#### [Given instruction]
Look through the records below and give the number of lines holding the string "components", nothing more.

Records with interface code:
● ● ● ●
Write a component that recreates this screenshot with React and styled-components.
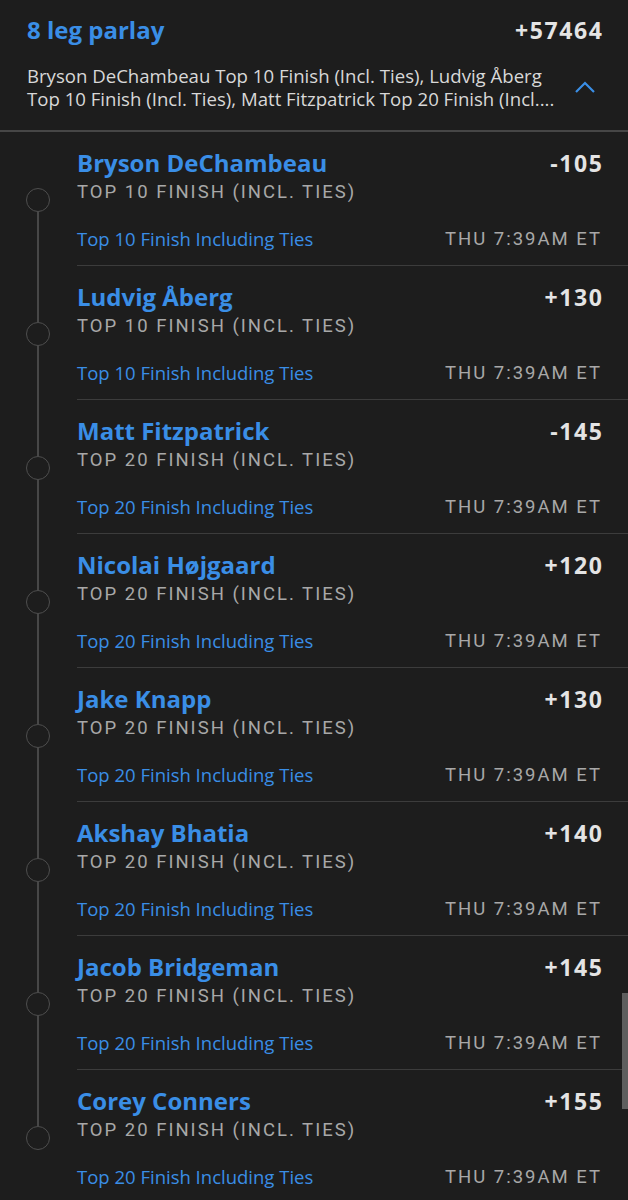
import styled, { createGlobalStyle } from 'styled-components';

const GlobalStyle = createGlobalStyle`
    html, body {
        margin: 0;
        padding: 0;
        background: #1d1d1d;
    }
    * {
        box-sizing: border-box;
    }
`;

const legs = [
    { name: 'Bryson DeChambeau', odds: '-105', top: 10 },
    { name: 'Ludvig Åberg', odds: '+130', top: 10 },
    { name: 'Matt Fitzpatrick', odds: '-145', top: 20 },
    { name: 'Nicolai Højgaard', odds: '+120', top: 20 },
    { name: 'Jake Knapp', odds: '+130', top: 20 },
    { name: 'Akshay Bhatia', odds: '+140', top: 20 },
    { name: 'Jacob Bridgeman', odds: '+145', top: 20 },
    { name: 'Corey Conners', odds: '+155', top: 20 },
];

const Page = styled.div`
    position: relative;
    width: 628px;
    height: 1200px;
    overflow: hidden;
    background: #1d1d1d;
    font-family: 'Roboto', 'Liberation Sans', sans-serif;
`;

const Header = styled.header`
    padding: 16px 26px 20px 27px;
    border-bottom: 2px solid #464646;
`;

const TitleRow = styled.div`
    display: flex;
    justify-content: space-between;
    align-items: center;
    height: 28px;
`;

const Title = styled.h1`
    margin: 0;
    font-family: 'Open Sans', 'Liberation Sans', sans-serif;
    font-weight: 700;
    font-size: 24px;
    line-height: 28px;
    color: #3a8ee6;
`;

const Odds = styled.span`
    font-family: 'Open Sans', 'Liberation Sans', sans-serif;
    font-weight: 700;
    font-size: 23px;
    line-height: 28px;
    letter-spacing: 1.6px;
    margin-right: -1.5px;
    color: #e4e4e4;
`;

const DescRow = styled.div`
    display: flex;
    align-items: center;
    justify-content: space-between;
    margin-top: 20px;
`;

const Desc = styled.p`
    margin: 0;
    font-family: 'Open Sans', 'Liberation Sans', sans-serif;
    font-size: 18.6px;
    line-height: 23px;
    white-space: nowrap;
    color: #d8d8d8;
`;

const Chevron = styled.svg`
    width: 22px;
    height: 14px;
    margin-right: 6px;
    flex-shrink: 0;
`;

const LegList = styled.div`
    display: flex;
    flex-direction: column;
`;

const Leg = styled.div`
    display: flex;
    height: 134px;
`;

const Rail = styled.div`
    width: 77px;
    flex-shrink: 0;
    display: flex;
    flex-direction: column;
    align-items: center;
    padding-right: 1px;
`;

const RailLine = styled.div`
    width: 1.5px;
    background: ${(p) => (p.$hidden ? 'transparent' : '#474747')};
    flex: ${(p) => (p.$grow ? 1 : 'none')};
    height: ${(p) => (p.$grow ? 'auto' : '56px')};
`;

const Dot = styled.div`
    width: 24px;
    height: 24px;
    border-radius: 50%;
    border: 1.5px solid #4e4e4e;
    flex-shrink: 0;
`;

const Body = styled.div`
    flex: 1;
    padding: 17px 26px 14px 0;
    border-bottom: ${(p) => (p.$last ? 'none' : '1.5px solid #3c3c3c')};
`;

const Row = styled.div`
    display: flex;
    justify-content: space-between;
    align-items: center;
    margin-top: ${(p) => p.$gap || 0}px;
`;

const Name = styled.span`
    font-family: 'Open Sans', 'Liberation Sans', sans-serif;
    font-weight: 700;
    font-size: 24px;
    line-height: 28px;
    color: #3a8ee6;
`;

const Market = styled.div`
    margin-top: 3px;
    font-size: 18.5px;
    line-height: 24px;
    letter-spacing: 2px;
    color: #a8a8a8;
`;

const Selection = styled.span`
    font-family: 'Open Sans', 'Liberation Sans', sans-serif;
    font-size: 18.5px;
    line-height: 24px;
    color: #3a8ee6;
`;

const Time = styled.span`
    font-size: 18.5px;
    line-height: 24px;
    letter-spacing: 2px;
    color: #a8a8a8;
`;

const Scrollbar = styled.div`
    position: absolute;
    right: 0;
    top: 993px;
    width: 6px;
    height: 116px;
    background: #5e5e5e;
`;

export default function App() {
    return (
        <>
            <GlobalStyle />
            <Page>
                <Header>
                    <TitleRow>
                        <Title>8 leg parlay</Title>
                        <Odds>+57464</Odds>
                    </TitleRow>
                    <DescRow>
                        <Desc>
                            Bryson DeChambeau Top 10 Finish (Incl. Ties), Ludvig Åberg
                            <br />
                            Top 10 Finish (Incl. Ties), Matt Fitzpatrick Top 20 Finish (Incl....
                        </Desc>
                        <Chevron viewBox="0 0 22 14">
                            <path
                                d="M2 12 L11 3 L20 12"
                                fill="none"
                                stroke="#3a8ee6"
                                strokeWidth="2.2"
                            />
                        </Chevron>
                    </DescRow>
                </Header>
                <LegList>
                    {legs.map((leg, i) => (
                        <Leg key={leg.name}>
                            <Rail>
                                <RailLine $hidden={i === 0} />
                                <Dot />
                                <RailLine $grow $hidden={i === legs.length - 1} />
                            </Rail>
                            <Body $last={i === legs.length - 1}>
                                <Row>
                                    <Name>{leg.name}</Name>
                                    <Odds>{leg.odds}</Odds>
                                </Row>
                                <Market>TOP {leg.top} FINISH (INCL. TIES)</Market>
                                <Row $gap={23}>
                                    <Selection>Top {leg.top} Finish Including Ties</Selection>
                                    <Time>THU 7:39AM ET</Time>
                                </Row>
                            </Body>
                        </Leg>
                    ))}
                </LegList>
                <Scrollbar />
            </Page>
        </>
    );
}
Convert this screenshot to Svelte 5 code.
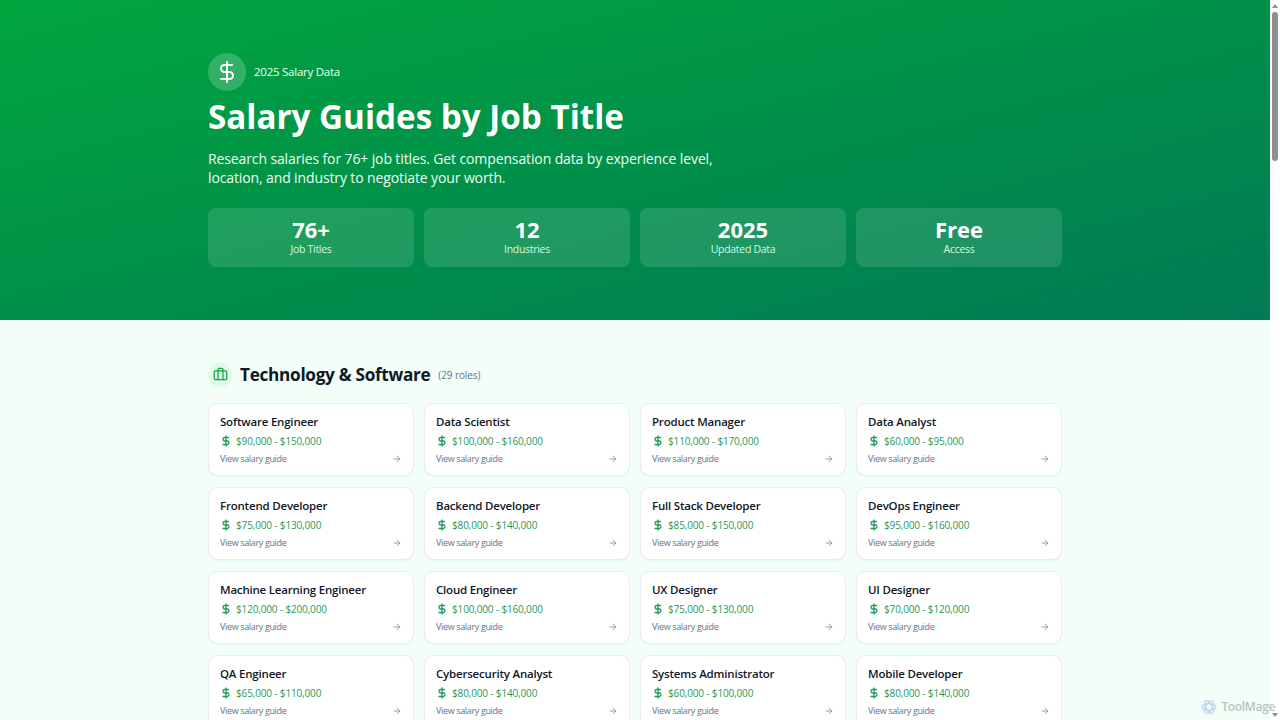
<script lang="ts">
  const stats = [
    { value: "76+", label: "Job Titles" },
    { value: "12", label: "Industries" },
    { value: "2025", label: "Updated Data" },
    { value: "Free", label: "Access" },
  ];

  const roles = [
    { title: "Software Engineer", range: "$90,000 - $150,000" },
    { title: "Data Scientist", range: "$100,000 - $160,000" },
    { title: "Product Manager", range: "$110,000 - $170,000" },
    { title: "Data Analyst", range: "$60,000 - $95,000" },
    { title: "Frontend Developer", range: "$75,000 - $130,000" },
    { title: "Backend Developer", range: "$80,000 - $140,000" },
    { title: "Full Stack Developer", range: "$85,000 - $150,000" },
    { title: "DevOps Engineer", range: "$95,000 - $160,000" },
    { title: "Machine Learning Engineer", range: "$120,000 - $200,000" },
    { title: "Cloud Engineer", range: "$100,000 - $160,000" },
    { title: "UX Designer", range: "$75,000 - $130,000" },
    { title: "UI Designer", range: "$70,000 - $120,000" },
    { title: "QA Engineer", range: "$65,000 - $110,000" },
    { title: "Cybersecurity Analyst", range: "$80,000 - $140,000" },
    { title: "Systems Administrator", range: "$60,000 - $100,000" },
    { title: "Mobile Developer", range: "$80,000 - $140,000" },
  ];
</script>

<div class="window">
  <main class="page">
    <header class="hero">
      <div class="container">
        <div class="eyebrow">
          <span class="eyebrow-icon">
            <svg width="24" height="24" viewBox="0 0 24 24" fill="none" stroke="currentColor" stroke-width="2" stroke-linecap="round" stroke-linejoin="round">
              <line x1="12" x2="12" y1="2" y2="22" />
              <path d="M17 5H9.5a3.5 3.5 0 0 0 0 7h5a3.5 3.5 0 0 1 0 7H6" />
            </svg>
          </span>
          <span class="eyebrow-text">2025 Salary Data</span>
        </div>
        <h1>Salary Guides by Job Title</h1>
        <p class="lead">
          Research salaries for 76+ job titles. Get compensation data by experience level,
          location, and industry to negotiate your worth.
        </p>
        <div class="stats">
          {#each stats as stat}
            <div class="stat">
              <div class="stat-value">{stat.value}</div>
              <div class="stat-label">{stat.label}</div>
            </div>
          {/each}
        </div>
      </div>
    </header>

    <section class="listing">
      <div class="container">
        <div class="section-head">
          <span class="section-icon">
            <svg width="15" height="15" viewBox="0 0 24 24" fill="none" stroke="currentColor" stroke-width="2" stroke-linecap="round" stroke-linejoin="round">
              <path d="M16 20V4a2 2 0 0 0-2-2h-4a2 2 0 0 0-2 2v16" />
              <rect width="20" height="14" x="2" y="6" rx="2" />
            </svg>
          </span>
          <h2>Technology &amp; Software</h2>
          <span class="count">(29 roles)</span>
        </div>
        <div class="grid">
          {#each roles as role}
            <a class="card" href="#top">
              <div class="card-title">{role.title}</div>
              <div class="card-range">
                <svg width="12" height="12" viewBox="0 0 24 24" fill="none" stroke="currentColor" stroke-width="2.6" stroke-linecap="round" stroke-linejoin="round">
                  <line x1="12" x2="12" y1="2" y2="22" />
                  <path d="M17 5H9.5a3.5 3.5 0 0 0 0 7h5a3.5 3.5 0 0 1 0 7H6" />
                </svg>
                <span>{role.range}</span>
              </div>
              <div class="card-foot">
                <span>View salary guide</span>
                <svg width="10" height="10" viewBox="0 0 24 24" fill="none" stroke="currentColor" stroke-width="2" stroke-linecap="round" stroke-linejoin="round">
                  <path d="M5 12h14" />
                  <path d="m12 5 7 7-7 7" />
                </svg>
              </div>
            </a>
          {/each}
        </div>
      </div>
    </section>
  </main>

  <div class="scrollbar" aria-hidden="true">
    <span class="arrow up"></span>
    <span class="thumb"></span>
    <span class="arrow down"></span>
  </div>

  <div class="watermark">
    <svg width="16" height="16" viewBox="0 0 24 24" fill="none" stroke="#bcd3f2" stroke-width="1.8">
      <ellipse cx="12" cy="12" rx="10.5" ry="5" />
      <ellipse cx="12" cy="12" rx="10.5" ry="5" transform="rotate(60 12 12)" />
      <ellipse cx="12" cy="12" rx="10.5" ry="5" transform="rotate(120 12 12)" />
    </svg>
    <span>ToolMage</span>
  </div>
</div>

<style>
  :global(body) {
    margin: 0;
    font-family: "Open Sans", "Noto Sans", sans-serif;
  }

  .window {
    position: relative;
    display: flex;
    height: 100vh;
    overflow: hidden;
    background: #fff;
  }

  .page {
    flex: 1;
    min-width: 0;
    overflow: hidden;
    background: #f2fef7;
  }

  .container {
    width: 854px;
    margin: 0 auto;
  }

  .hero {
    height: 320px;
    box-sizing: border-box;
    padding-top: 53px;
    color: #fff;
    background: linear-gradient(to bottom right, #00a63e 0%, #007a55 100%);
  }

  .eyebrow {
    display: flex;
    align-items: center;
    gap: 8px;
  }

  .eyebrow-icon {
    display: flex;
    align-items: center;
    justify-content: center;
    width: 38px;
    height: 38px;
    border-radius: 50%;
    background: rgba(255, 255, 255, 0.2);
  }

  .eyebrow-text {
    margin-top: -1px;
    font-size: 11.5px;
    letter-spacing: -0.25px;
    color: #ecfdf5;
  }

  h1 {
    margin: 5px 0 0;
    font-size: 33.2px;
    line-height: 42px;
    font-weight: 700;
  }

  .lead {
    margin: 11px 0 0;
    max-width: 560px;
    font-size: 14px;
    line-height: 19px;
    letter-spacing: -0.12px;
    color: #ecfdf5;
  }

  .stats {
    display: grid;
    grid-template-columns: repeat(4, 1fr);
    gap: 10px;
    margin-top: 21px;
  }

  .stat {
    height: 59px;
    box-sizing: border-box;
    padding-top: 9px;
    border-radius: 8px;
    text-align: center;
    background: rgba(255, 255, 255, 0.12);
  }

  .stat-value {
    font-size: 22px;
    line-height: 25px;
    font-weight: 700;
  }

  .stat-label {
    margin-top: 1px;
    font-size: 10.5px;
    line-height: 13px;
    letter-spacing: -0.3px;
    color: #d0fae5;
  }

  .listing {
    padding-top: 42px;
  }

  .section-head {
    display: flex;
    align-items: center;
    height: 25px;
  }

  .section-icon {
    display: flex;
    align-items: center;
    justify-content: center;
    width: 24px;
    height: 24px;
    margin-right: 8px;
    border-radius: 50%;
    color: #16a34a;
    background: #dcfce7;
  }

  h2 {
    margin: -1px 0 0;
    font-size: 17.2px;
    letter-spacing: -0.3px;
    font-weight: 700;
    color: #101828;
  }

  .count {
    margin-left: 8px;
    font-size: 10px;
    letter-spacing: -0.1px;
    color: #6a7282;
  }

  .grid {
    display: grid;
    grid-template-columns: repeat(4, 1fr);
    gap: 11px 10px;
    margin-top: 16px;
  }

  .card {
    display: block;
    height: 73px;
    box-sizing: border-box;
    padding: 10px 11px;
    border: 1px solid #e8eceb;
    border-radius: 10px;
    background: #fff;
    box-shadow: 0 1px 2px rgba(0, 0, 0, 0.04);
    text-decoration: none;
  }

  .card-title {
    font-size: 11.5px;
    line-height: 16px;
    letter-spacing: -0.2px;
    font-weight: 600;
    color: #101828;
  }

  .card-range {
    display: flex;
    align-items: center;
    gap: 4px;
    margin-top: 4px;
    font-size: 10px;
    line-height: 14px;
    letter-spacing: -0.15px;
    color: #1f9a5c;
  }

  .card-foot {
    display: flex;
    align-items: center;
    justify-content: space-between;
    margin-top: 5px;
    font-size: 9px;
    line-height: 12px;
    letter-spacing: -0.35px;
    color: #6a7282;
  }

  .card-foot svg {
    color: #838a96;
  }

  .scrollbar {
    position: relative;
    flex: 0 0 10px;
    background: #fff;
  }

  .thumb {
    position: absolute;
    top: 12px;
    left: 2px;
    width: 6px;
    height: 149px;
    border-radius: 3px;
    background: #8f8f8f;
  }

  .arrow {
    position: absolute;
    left: 2px;
    width: 0;
    height: 0;
    border-left: 3px solid transparent;
    border-right: 3px solid transparent;
  }

  .arrow.up {
    top: 4px;
    border-bottom: 4px solid #8f8f8f;
  }

  .arrow.down {
    bottom: 3px;
    border-top: 4px solid #8f8f8f;
  }

  .watermark {
    position: absolute;
    right: 5px;
    bottom: 5px;
    display: flex;
    align-items: center;
    gap: 4px;
    font-size: 12px;
    letter-spacing: -0.35px;
    font-weight: 600;
    color: #bcc1c3;
  }
</style>
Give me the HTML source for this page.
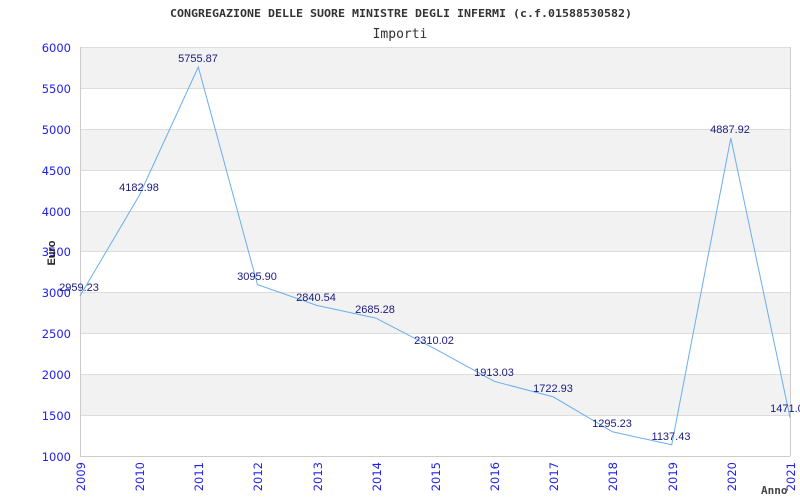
● ● ● ●
#### [Finished answer]
2